Security Council welcomes targeted sanctions as useful tool

Ambassador Gunter Pleuger
United Nations Security Council members today welcomed targeted sanctions as a useful tool to focus pressure on specific states and entities while minimizing the unintended impact on civilian populations and non-targeted states and entities.

In a statement to the press following the Council's open meeting on the so-called Stockholm Process, the President of the 15-nation body, Ambassador Gunter Pleuger of Germany, said that members urged further work to refine the tool of targeted sanctions.

They also welcomed Sweden's initiative to launch the Stockholm Process, the third step in an international course of action dealing with targeted sanctions based on proposals presented by Switzerland and Germany, the Council President said. The initiative "has provided a valuable contribution to the debate on how to strengthen the capacity of the United Nations system and of Member States to implement targeted sanctions," he added. "A number of concrete recommendations have been put forward to this effect."

Speaking at the outset of the Council's meeting, Hans Dahlgren, State Secretary for Foreign Affairs of Sweden, presented the Stockholm Process's final report. He said sanctions were "something between words and war," and that like other tools, they could be truly effective only if they were sharp enough, focused enough, and designed for the particular operation they were intended to perform.

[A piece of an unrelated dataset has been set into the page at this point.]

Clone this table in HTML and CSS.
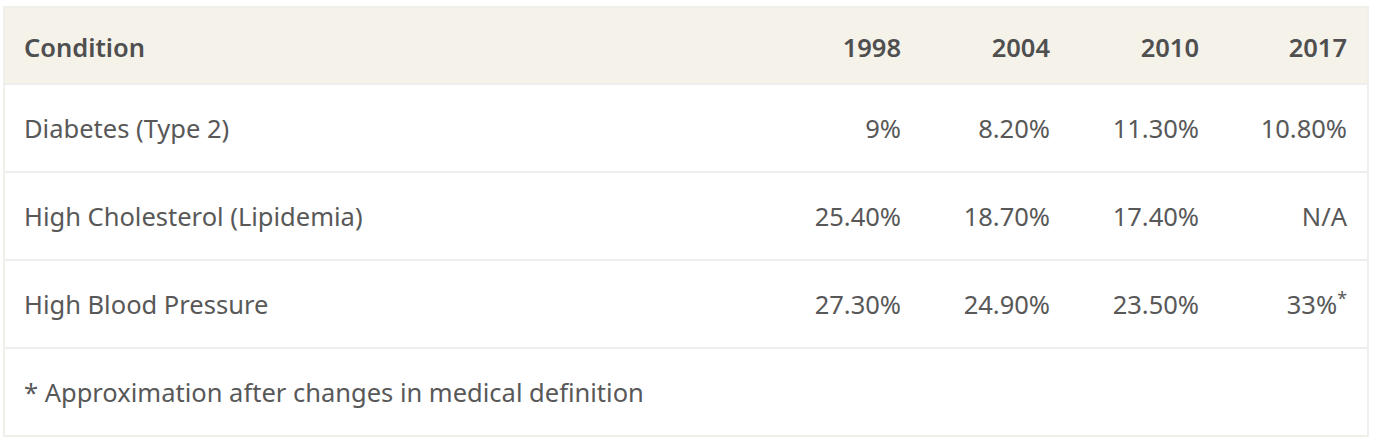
FILE: index.html
```html
<!DOCTYPE html>
<html lang="en">
<head>
<meta charset="utf-8">
<title>Conditions</title>
<link rel="stylesheet" href="styles.css">
</head>
<body>
<div class="wrap">
  <table class="data">
    <thead>
      <tr>
        <th class="label">Condition</th>
        <th class="num">1998</th>
        <th class="num">2004</th>
        <th class="num">2010</th>
        <th class="num">2017</th>
      </tr>
    </thead>
    <tbody>
      <tr>
        <td class="label">Diabetes (Type 2)</td>
        <td class="num">9%</td>
        <td class="num">8.20%</td>
        <td class="num">11.30%</td>
        <td class="num">10.80%</td>
      </tr>
      <tr>
        <td class="label">High Cholesterol (Lipidemia)</td>
        <td class="num">25.40%</td>
        <td class="num">18.70%</td>
        <td class="num">17.40%</td>
        <td class="num">N/A</td>
      </tr>
      <tr>
        <td class="label">High Blood Pressure</td>
        <td class="num">27.30%</td>
        <td class="num">24.90%</td>
        <td class="num">23.50%</td>
        <td class="num">33%<sup class="mark">*</sup></td>
      </tr>
      <tr class="note">
        <td class="label" colspan="5">* Approximation after changes in medical definition</td>
      </tr>
    </tbody>
  </table>
</div>
</body>
</html>
```
FILE: styles.css
```css
html, body {
  margin: 0;
  padding: 0;
  background: #ffffff;
}

.wrap {
  padding: 6px 8px 0 3px;
}

.data {
  width: 1366px;
  border-collapse: collapse;
  table-layout: fixed;
  border: 2px solid #f1efe9;
  font-family: "Noto Sans", "Open Sans", sans-serif;
  font-size: 25.5px;
  color: #585858;
}

.data th,
.data td {
  box-sizing: border-box;
  padding: 0 20px 0 19px;
  white-space: nowrap;
}

.data thead th {
  height: 77px;
  padding-top: 2px;
  background: #f5f2ea;
  font-weight: 600;
  color: #4f4f4f;
}

.data tbody td {
  height: 88px;
  border-top: 2px solid #eeeeee;
}

.label {
  text-align: left;
}

.num {
  width: 149px;
  text-align: right;
}

.mark {
  font-size: 0.7em;
  line-height: 0;
  vertical-align: 0.5em;
}
```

Targeted sanctions were designed to focus specifically on the individuals, or other entities, that are responsible for threats to, and breaches of, international peace and security, Mr. Dahlgren said. Ideally, they would leave other parts of the population unaffected, as well as international trade relations.

There had been growing concern over the negative effects of economic sanctions on vulnerable populations and overall societies, he added. The collateral effects of sanctions on third States had been highlighted, and rightly so. At the same time, many key actors intended to be the targets of sanctions have evaded and circumvented those measures by different means. The Stockholm process recommended different strategies, depending on the type of sanctions, to counter sanctions evasion and maintain the accuracy of sanctions.

UN Assistant Secretary-General for Political Affairs, Danilo Turk, stressed the need for enhanced monitoring accompanied by other ways of ensuring that States have the capacity to effectively implement targeted sanctions.

"There are a number of key elements that need to be addressed," he said, "including, among others: improving coordination among all relevant actors; organizing the design and use of sanctions lists; and studying ways by which to probe the deterrent value of targeted Security Council sanctions and their integration into an overall strategy for preventive diplomacy.